“If regulators have to depend on the executive for the release of funds, the question of independent behaviour by the regulators will be jeopardised. It is necessary to carefully consider the pros and cons of taking (away) the financial autonomy from the regulators,” the Sebi Chairman said.
Bhave was reacting to reports that the government plans to make regulators deposit their surplus funds with the Consolidated Fund of India.
“Currently, there is a line of thought and you must have read about it in the media that regulatory authorities should not be allowed to have funds of their own and that these funds should be merged with the Consolidated Fund of India,” Bhave said. Stating that regulatory autonomy vis-à-vis the executive is not only necessary, but also essential, he pointed out that in the case of Sebi and insurance watchdog Irda, financial autonomy was built into the legislation by way of providing that such authorities would establish a separate fund into which the fees paid by market intermediaries would be credited.
At present, the money coming to regulators like Sebi by way of penalties is credited to the Consolidated Fund of India. The Sebi chairman, however, did not elaborate how the proposal would be implemented or on the account heads that the regulator would be able to retain as and when the proposal was implemented.
“Such funds are to be used by these authorities to discharge the functions enumerated in the law,” Bhave said, though he conceded that since Sebi is a comparatively new body, it was still in the process of evolving a smoother regulatory-executive interface. He also highlighted the need for a review of existing laws regarding appointment and removal of members of regulatory bodies.

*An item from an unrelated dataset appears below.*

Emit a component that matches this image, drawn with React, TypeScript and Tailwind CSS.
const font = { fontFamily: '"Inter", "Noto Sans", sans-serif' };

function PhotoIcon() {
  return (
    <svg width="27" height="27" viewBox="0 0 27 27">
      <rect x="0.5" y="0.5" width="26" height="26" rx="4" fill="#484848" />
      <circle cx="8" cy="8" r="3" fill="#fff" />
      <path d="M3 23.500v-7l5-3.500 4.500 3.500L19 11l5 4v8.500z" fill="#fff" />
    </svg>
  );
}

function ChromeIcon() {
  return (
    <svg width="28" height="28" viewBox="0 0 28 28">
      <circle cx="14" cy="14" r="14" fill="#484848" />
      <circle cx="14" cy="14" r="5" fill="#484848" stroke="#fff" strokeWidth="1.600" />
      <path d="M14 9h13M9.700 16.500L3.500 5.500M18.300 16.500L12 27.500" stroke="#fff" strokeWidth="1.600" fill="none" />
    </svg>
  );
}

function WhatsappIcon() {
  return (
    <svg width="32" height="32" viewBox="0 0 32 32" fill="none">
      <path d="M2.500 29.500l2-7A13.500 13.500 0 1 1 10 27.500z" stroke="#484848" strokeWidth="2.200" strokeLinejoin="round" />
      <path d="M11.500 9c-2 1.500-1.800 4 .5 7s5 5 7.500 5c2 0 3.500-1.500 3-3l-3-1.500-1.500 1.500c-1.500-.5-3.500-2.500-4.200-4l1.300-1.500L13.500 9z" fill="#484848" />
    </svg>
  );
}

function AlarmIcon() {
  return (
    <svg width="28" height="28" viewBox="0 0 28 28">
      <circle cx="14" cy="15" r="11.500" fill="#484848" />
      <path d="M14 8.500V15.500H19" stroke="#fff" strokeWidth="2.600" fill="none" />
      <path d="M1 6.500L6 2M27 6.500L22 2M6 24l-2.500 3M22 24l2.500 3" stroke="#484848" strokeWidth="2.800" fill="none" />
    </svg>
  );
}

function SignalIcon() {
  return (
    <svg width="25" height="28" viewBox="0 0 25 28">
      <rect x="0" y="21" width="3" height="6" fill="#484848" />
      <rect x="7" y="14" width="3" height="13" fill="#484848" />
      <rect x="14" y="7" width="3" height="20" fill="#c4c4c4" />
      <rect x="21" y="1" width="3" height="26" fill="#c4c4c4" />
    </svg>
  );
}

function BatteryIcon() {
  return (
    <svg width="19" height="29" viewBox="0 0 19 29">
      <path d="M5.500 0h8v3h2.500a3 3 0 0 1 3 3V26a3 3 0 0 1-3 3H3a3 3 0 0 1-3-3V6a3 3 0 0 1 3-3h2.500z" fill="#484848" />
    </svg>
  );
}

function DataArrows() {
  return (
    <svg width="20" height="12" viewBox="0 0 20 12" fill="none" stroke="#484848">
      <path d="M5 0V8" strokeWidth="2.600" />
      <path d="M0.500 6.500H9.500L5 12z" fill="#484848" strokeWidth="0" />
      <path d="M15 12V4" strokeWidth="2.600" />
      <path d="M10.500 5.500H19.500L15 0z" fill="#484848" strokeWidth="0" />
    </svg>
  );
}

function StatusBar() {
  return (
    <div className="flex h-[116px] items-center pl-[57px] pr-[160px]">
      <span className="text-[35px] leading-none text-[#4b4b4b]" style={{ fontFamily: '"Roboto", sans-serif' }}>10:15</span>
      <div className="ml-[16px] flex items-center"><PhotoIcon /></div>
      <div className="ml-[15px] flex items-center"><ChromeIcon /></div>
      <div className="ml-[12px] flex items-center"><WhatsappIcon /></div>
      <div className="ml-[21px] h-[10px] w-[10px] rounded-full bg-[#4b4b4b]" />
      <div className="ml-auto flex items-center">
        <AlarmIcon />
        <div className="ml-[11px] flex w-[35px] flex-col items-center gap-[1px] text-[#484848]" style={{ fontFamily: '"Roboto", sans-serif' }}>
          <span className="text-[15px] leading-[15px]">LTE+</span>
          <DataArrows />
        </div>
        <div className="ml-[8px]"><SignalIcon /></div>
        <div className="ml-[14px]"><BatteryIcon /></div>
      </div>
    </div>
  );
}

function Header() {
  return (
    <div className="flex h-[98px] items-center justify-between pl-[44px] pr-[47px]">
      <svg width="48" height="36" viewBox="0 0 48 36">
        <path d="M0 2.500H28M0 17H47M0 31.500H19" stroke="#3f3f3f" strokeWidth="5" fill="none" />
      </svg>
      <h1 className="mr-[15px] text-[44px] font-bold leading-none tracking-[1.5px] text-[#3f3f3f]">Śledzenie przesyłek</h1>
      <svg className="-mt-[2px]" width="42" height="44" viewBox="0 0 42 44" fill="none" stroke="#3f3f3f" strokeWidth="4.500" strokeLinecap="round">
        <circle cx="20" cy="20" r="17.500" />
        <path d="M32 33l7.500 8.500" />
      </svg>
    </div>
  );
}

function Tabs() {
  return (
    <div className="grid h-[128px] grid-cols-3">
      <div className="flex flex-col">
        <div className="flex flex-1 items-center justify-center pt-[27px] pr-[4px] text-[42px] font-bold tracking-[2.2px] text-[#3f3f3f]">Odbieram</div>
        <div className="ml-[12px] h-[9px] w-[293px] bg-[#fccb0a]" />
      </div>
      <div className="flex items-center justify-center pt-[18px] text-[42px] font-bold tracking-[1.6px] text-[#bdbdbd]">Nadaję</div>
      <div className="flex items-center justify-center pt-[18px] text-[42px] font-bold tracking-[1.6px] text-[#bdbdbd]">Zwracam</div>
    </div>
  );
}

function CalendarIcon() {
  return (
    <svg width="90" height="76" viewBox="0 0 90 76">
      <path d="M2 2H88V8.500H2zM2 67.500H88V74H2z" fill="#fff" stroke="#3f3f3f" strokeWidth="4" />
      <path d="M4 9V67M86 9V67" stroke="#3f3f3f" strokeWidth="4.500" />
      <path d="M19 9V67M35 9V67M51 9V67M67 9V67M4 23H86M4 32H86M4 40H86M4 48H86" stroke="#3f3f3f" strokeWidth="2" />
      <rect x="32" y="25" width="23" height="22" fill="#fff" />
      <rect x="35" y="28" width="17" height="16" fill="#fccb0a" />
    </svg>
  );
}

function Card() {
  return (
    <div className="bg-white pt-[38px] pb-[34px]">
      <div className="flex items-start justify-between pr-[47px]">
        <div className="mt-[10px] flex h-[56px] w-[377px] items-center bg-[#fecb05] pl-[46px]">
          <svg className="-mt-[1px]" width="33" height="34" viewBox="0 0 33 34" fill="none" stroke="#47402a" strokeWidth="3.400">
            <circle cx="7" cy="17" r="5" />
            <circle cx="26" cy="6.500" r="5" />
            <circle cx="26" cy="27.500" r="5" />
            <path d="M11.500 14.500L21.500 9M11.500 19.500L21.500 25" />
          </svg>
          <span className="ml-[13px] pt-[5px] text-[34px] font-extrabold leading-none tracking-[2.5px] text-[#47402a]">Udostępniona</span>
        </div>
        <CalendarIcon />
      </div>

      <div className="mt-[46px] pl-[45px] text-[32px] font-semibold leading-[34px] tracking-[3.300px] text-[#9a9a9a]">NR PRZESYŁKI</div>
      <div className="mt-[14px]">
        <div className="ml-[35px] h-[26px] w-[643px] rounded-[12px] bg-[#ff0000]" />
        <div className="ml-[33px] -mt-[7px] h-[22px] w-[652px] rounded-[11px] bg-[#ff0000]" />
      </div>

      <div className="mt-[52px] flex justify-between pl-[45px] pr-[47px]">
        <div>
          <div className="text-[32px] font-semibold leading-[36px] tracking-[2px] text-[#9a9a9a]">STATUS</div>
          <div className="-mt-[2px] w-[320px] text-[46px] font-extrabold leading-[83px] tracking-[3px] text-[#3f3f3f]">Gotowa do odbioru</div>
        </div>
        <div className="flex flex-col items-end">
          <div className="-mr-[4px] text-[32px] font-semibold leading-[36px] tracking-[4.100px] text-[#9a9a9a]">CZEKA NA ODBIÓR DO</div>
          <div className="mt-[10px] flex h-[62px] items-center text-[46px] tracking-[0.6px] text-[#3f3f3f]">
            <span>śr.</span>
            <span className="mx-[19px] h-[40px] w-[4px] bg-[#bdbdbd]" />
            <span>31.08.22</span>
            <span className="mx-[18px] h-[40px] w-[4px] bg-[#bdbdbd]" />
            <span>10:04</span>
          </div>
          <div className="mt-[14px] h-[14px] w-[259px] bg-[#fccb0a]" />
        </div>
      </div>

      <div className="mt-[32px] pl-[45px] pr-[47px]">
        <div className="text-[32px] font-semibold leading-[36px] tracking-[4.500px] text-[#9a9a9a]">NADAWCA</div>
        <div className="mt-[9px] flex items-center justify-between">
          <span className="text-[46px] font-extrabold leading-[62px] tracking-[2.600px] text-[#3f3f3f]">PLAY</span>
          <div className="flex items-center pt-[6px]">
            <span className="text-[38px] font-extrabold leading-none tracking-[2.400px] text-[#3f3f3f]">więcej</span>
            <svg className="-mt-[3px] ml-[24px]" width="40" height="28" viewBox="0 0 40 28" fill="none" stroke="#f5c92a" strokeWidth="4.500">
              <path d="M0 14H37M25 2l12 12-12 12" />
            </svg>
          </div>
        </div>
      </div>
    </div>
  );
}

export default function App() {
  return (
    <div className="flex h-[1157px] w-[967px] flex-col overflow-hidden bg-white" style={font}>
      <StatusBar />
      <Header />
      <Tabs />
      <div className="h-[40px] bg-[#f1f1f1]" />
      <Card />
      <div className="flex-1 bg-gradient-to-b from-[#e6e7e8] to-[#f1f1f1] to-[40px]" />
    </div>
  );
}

“Regulators do not enjoy protection in terms of the conditions under which their service can be dismissed by the executive,” he pointed out. He added, however, that there is no tradition of removing members at Sebi.
“Whether it is sufficient to rely on tradition or whether we need a better legal mechanism with checks and balances needs to be debated so that this important aspect of governance is not ignored,” he observed. Elaborating on the current state of the regulator-executive interface, Bhave reminisced how brokers used to go to Finance Ministry for resolving issues even after the formation of Sebi in the early 1990s.
“The first chairman of Sebi, G V Ramakrishna, once famously remarked... the BSE brokers should know that the route from Dalal Street (where the BSE is situated) to Mittal Court (where Sebi was then located) is not via North Block (which houses the Finance Ministry),” he said. In the initial days after Sebi was set up, brokers had not got used to the idea of a regulatory body that would independently set regulations. Regulation of capital markets used to be a part of the Finance Ministry’s functions till the formation of Sebi. “However, this tension between the executive and the regulatory bodies is not just a phenomenon of the early stages of regulation, but even now it continues,” he concluded.